SOURCE MATERIAL:
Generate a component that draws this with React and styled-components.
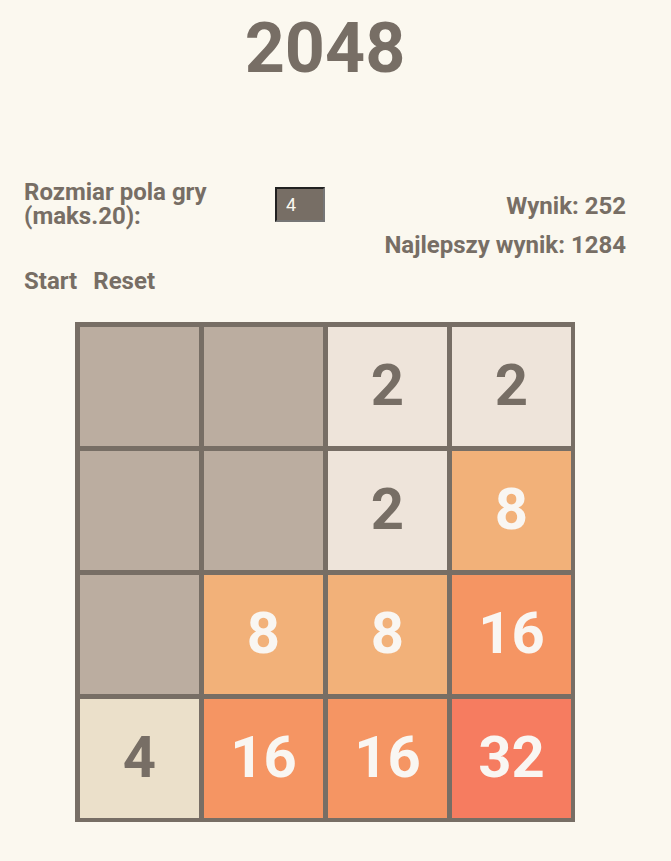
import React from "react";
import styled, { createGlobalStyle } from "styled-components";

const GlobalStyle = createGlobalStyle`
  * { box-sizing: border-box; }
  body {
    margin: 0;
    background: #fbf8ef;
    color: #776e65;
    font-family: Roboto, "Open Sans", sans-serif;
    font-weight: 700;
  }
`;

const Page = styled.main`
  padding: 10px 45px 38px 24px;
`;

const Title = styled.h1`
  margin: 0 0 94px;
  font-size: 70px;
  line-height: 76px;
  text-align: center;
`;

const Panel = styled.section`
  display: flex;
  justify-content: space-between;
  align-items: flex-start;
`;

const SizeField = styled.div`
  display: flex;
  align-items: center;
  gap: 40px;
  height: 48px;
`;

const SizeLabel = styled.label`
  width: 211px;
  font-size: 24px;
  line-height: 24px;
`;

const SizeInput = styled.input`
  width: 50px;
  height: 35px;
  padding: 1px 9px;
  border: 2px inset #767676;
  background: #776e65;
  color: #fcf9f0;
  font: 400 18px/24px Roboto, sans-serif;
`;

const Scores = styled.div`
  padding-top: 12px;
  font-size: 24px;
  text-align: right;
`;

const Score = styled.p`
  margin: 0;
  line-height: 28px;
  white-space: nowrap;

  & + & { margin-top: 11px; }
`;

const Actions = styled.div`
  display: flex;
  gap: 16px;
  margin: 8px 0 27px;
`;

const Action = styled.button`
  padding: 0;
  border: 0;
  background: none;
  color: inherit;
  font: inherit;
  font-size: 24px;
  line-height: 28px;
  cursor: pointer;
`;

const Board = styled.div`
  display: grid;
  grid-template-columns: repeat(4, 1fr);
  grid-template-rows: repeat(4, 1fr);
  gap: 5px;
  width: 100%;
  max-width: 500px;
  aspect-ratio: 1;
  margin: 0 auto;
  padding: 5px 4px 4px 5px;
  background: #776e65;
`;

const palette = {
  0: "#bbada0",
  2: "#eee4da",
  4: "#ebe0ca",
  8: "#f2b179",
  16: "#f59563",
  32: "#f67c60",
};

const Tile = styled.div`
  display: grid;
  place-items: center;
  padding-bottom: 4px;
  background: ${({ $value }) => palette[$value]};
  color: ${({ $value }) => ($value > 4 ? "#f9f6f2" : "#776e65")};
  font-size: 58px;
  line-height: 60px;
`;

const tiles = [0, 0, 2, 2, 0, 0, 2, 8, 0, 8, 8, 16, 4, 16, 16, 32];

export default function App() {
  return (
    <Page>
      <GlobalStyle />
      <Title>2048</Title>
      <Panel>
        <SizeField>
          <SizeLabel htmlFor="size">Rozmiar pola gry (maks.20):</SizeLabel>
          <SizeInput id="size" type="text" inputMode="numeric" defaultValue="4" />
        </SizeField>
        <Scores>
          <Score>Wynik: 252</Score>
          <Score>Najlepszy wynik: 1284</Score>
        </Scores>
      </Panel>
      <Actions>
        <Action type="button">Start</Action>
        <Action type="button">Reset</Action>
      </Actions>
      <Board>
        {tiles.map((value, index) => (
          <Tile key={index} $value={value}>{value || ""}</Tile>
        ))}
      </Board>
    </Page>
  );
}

STATED EXERCISE:
Every line of the material is to be quoted exactly, with no pictures carried over.

EXPECTED OUTPUT:
Generate a component that draws this with React and styled-components.
import React from "react";
import styled, { createGlobalStyle } from "styled-components";

const GlobalStyle = createGlobalStyle`
  * { box-sizing: border-box; }
  body {
    margin: 0;
    background: #fbf8ef;
    color: #776e65;
    font-family: Roboto, "Open Sans", sans-serif;
    font-weight: 700;
  }
`;

const Page = styled.main`
  padding: 10px 45px 38px 24px;
`;

const Title = styled.h1`
  margin: 0 0 94px;
  font-size: 70px;
  line-height: 76px;
  text-align: center;
`;

const Panel = styled.section`
  display: flex;
  justify-content: space-between;
  align-items: flex-start;
`;

const SizeField = styled.div`
  display: flex;
  align-items: center;
  gap: 40px;
  height: 48px;
`;

const SizeLabel = styled.label`
  width: 211px;
  font-size: 24px;
  line-height: 24px;
`;

const SizeInput = styled.input`
  width: 50px;
  height: 35px;
  padding: 1px 9px;
  border: 2px inset #767676;
  background: #776e65;
  color: #fcf9f0;
  font: 400 18px/24px Roboto, sans-serif;
`;

const Scores = styled.div`
  padding-top: 12px;
  font-size: 24px;
  text-align: right;
`;

const Score = styled.p`
  margin: 0;
  line-height: 28px;
  white-space: nowrap;

  & + & { margin-top: 11px; }
`;

const Actions = styled.div`
  display: flex;
  gap: 16px;
  margin: 8px 0 27px;
`;

const Action = styled.button`
  padding: 0;
  border: 0;
  background: none;
  color: inherit;
  font: inherit;
  font-size: 24px;
  line-height: 28px;
  cursor: pointer;
`;

const Board = styled.div`
  display: grid;
  grid-template-columns: repeat(4, 1fr);
  grid-template-rows: repeat(4, 1fr);
  gap: 5px;
  width: 100%;
  max-width: 500px;
  aspect-ratio: 1;
  margin: 0 auto;
  padding: 5px 4px 4px 5px;
  background: #776e65;
`;

const palette = {
  0: "#bbada0",
  2: "#eee4da",
  4: "#ebe0ca",
  8: "#f2b179",
  16: "#f59563",
  32: "#f67c60",
};

const Tile = styled.div`
  display: grid;
  place-items: center;
  padding-bottom: 4px;
  background: ${({ $value }) => palette[$value]};
  color: ${({ $value }) => ($value > 4 ? "#f9f6f2" : "#776e65")};
  font-size: 58px;
  line-height: 60px;
`;

const tiles = [0, 0, 2, 2, 0, 0, 2, 8, 0, 8, 8, 16, 4, 16, 16, 32];

export default function App() {
  return (
    <Page>
      <GlobalStyle />
      <Title>2048</Title>
      <Panel>
        <SizeField>
          <SizeLabel htmlFor="size">Rozmiar pola gry (maks.20):</SizeLabel>
          <SizeInput id="size" type="text" inputMode="numeric" defaultValue="4" />
        </SizeField>
        <Scores>
          <Score>Wynik: 252</Score>
          <Score>Najlepszy wynik: 1284</Score>
        </Scores>
      </Panel>
      <Actions>
        <Action type="button">Start</Action>
        <Action type="button">Reset</Action>
      </Actions>
      <Board>
        {tiles.map((value, index) => (
          <Tile key={index} $value={value}>{value || ""}</Tile>
        ))}
      </Board>
    </Page>
  );
}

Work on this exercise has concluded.